It's hard to believe but I got my band 4 years ago. I am down between 75-80 pounds overall. (Of course I want to lose those extra 10-20-25 lbs, but if I just stay where I am, I am ok too.) I love my band and can't imagaine life without it.
In this time a lot of things have happened, as they always do. First, I had breast cancer, which came with chemo, a mastectomy, radiation, reconstruction etc. But through it all, I happily kept the band. I had only one hurdle with it though... after the mastectomy I had a wicked reaction to the anesthesia so after heaving for hours in the recovery room, the band was dislodged and I had to have a "revision." Unfortunately the next year I had another slip and another revision. I'm really quite careful now and am relieved that I am basically at the year mark and intact.

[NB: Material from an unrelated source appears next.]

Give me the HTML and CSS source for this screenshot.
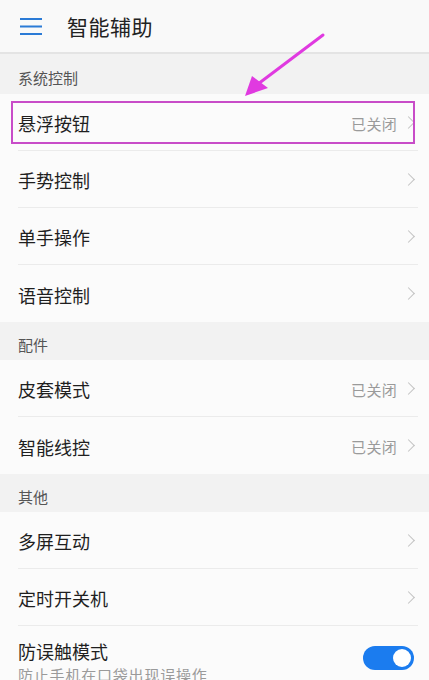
FILE: index.html
```html
<!DOCTYPE html>
<html lang="zh-CN">
<head>
  <meta charset="UTF-8">
  <meta name="viewport" content="width=device-width, initial-scale=1.0">
  <title>智能辅助</title>
  <link rel="stylesheet" href="styles.css">
</head>
<body>

<div class="topbar">
  <svg class="menu-icon" width="24" height="18" viewBox="0 0 24 18">
    <path d="M1 2h22M1 9.5h22M1 17h22" stroke="#2b7bd6" stroke-width="2.2" fill="none"/>
  </svg>
  <h1 class="title">智能辅助</h1>
</div>

<div class="section-title first">系统控制</div>
<div class="list">
  <div class="row marked">
    <span class="label">悬浮按钮</span>
    <span class="value">已关闭</span>
    <span class="chevron"></span>
  </div>
  <div class="row">
    <span class="label">手势控制</span>
    <span class="chevron"></span>
  </div>
  <div class="row">
    <span class="label">单手操作</span>
    <span class="chevron"></span>
  </div>
  <div class="row">
    <span class="label">语音控制</span>
    <span class="chevron"></span>
  </div>
</div>

<div class="section-title">配件</div>
<div class="list">
  <div class="row">
    <span class="label">皮套模式</span>
    <span class="value">已关闭</span>
    <span class="chevron"></span>
  </div>
  <div class="row">
    <span class="label">智能线控</span>
    <span class="value">已关闭</span>
    <span class="chevron"></span>
  </div>
</div>

<div class="section-title">其他</div>
<div class="list">
  <div class="row">
    <span class="label">多屏互动</span>
    <span class="chevron"></span>
  </div>
  <div class="row">
    <span class="label">定时开关机</span>
    <span class="chevron"></span>
  </div>
  <div class="row tall">
    <div class="texts">
      <span class="label">防误触模式</span>
      <span class="sub">防止手机在口袋出现误操作</span>
    </div>
    <span class="switch on"></span>
  </div>
</div>

<!-- annotation arrow drawn over the page -->
<svg class="arrow" width="429" height="110" viewBox="0 0 429 110">
  <path d="M323 35 L258 84" stroke="#e03ae0" stroke-width="3" fill="none" stroke-linecap="round"/>
  <polygon points="245,96 252,76 268,88" fill="#e03ae0"/>
</svg>

</body>
</html>
```

FILE: styles.css
```css
body {
  margin: 0;
  padding: 0;
  width: 429px;
  height: 680px;
  overflow: hidden;
  position: relative;
  background-color: #fbfbfb;
  font-family: "Noto Sans CJK SC", "Noto Sans", sans-serif;
  color: #1f1f1f;
}
.topbar {
  height: 52px;
  display: flex;
  align-items: center;
  background-color: #f9f9f9;
  border-bottom: 2px solid #e4e4e4;
}
.menu-icon {
  margin-left: 19px;
  margin-top: -1px;
}
.title {
  margin: 0 0 0 24px;
  font-size: 21px;
  font-weight: normal;
  color: #222;
  letter-spacing: 0.5px;
}
.section-title {
  height: 38px;
  box-sizing: border-box;
  padding: 12px 0 0 18px;
  background-color: #f2f2f2;
  font-size: 15px;
  color: #555;
  line-height: 22px;
}
.section-title.first {
  height: 40px;
  padding-top: 13px;
}
.list {
  background-color: #fbfbfb;
}
.row {
  height: 57px;
  margin-left: 18px;
  margin-right: 11px;
  display: flex;
  align-items: center;
  border-bottom: 1px solid #ebebeb;
  box-sizing: border-box;
  position: relative;
}
.list .row:last-child {
  border-bottom: none;
}
.label {
  font-size: 18px;
  flex: 1;
  padding-top: 2px;
}
.value {
  font-size: 15px;
  color: #9a9a9a;
  margin-right: 7px;
  padding-top: 2px;
  letter-spacing: 0.3px;
}
.chevron {
  width: 8px;
  height: 8px;
  border-top: 1.5px solid #c2c2c2;
  border-right: 1.5px solid #c2c2c2;
  transform: rotate(45deg);
  margin-right: 5px;
}
.marked::after {
  content: "";
  position: absolute;
  left: -7px;
  right: 3px;
  top: 7px;
  bottom: 6px;
  border: 2px solid #c84cc8;
}
.tall {
  align-items: flex-start;
  padding-top: 10px;
}
.texts {
  flex: 1;
  display: flex;
  flex-direction: column;
}
.texts .label {
  line-height: 26px;
}
.sub {
  font-size: 15px;
  color: #9a9a9a;
  line-height: 22px;
  letter-spacing: 0.8px;
}
.switch {
  width: 51px;
  height: 24px;
  border-radius: 12px;
  background-color: #1b7cef;
  position: relative;
  margin-top: 10px;
  margin-right: 4px;
}
.switch::after {
  content: "";
  position: absolute;
  right: 3px;
  top: 3px;
  width: 18px;
  height: 18px;
  border-radius: 50%;
  background-color: #fff;
}
.arrow {
  position: absolute;
  left: 0;
  top: 0;
}
```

I did have to have it loosened recently, then quickly gained 8 lbs, but am now back on the way down. It is distressing to regain but a relief to know that I can get back on track again, without too much damage done. So you can see life with a band is much like life itself, somewhat unpredictable and not a straight line of perfection. But the band is the tool that I feel has saved my life and self esteem. I am grateful for it every day. It gives me something that other people have, but I either don't have or lost along the way, an internal brake telling me that I'm full. It's that simple.
People who know ask what I miss... not much. Bagels? I had enough for a lifetime, but sometimes I'll pick at the outer crust. Steak? I can live without it. Lobster? Oh well... nothing is really a big deal. I feel I can eat a little of almost anything...
To those who are on the journey, good luck. Questions welcome, of course.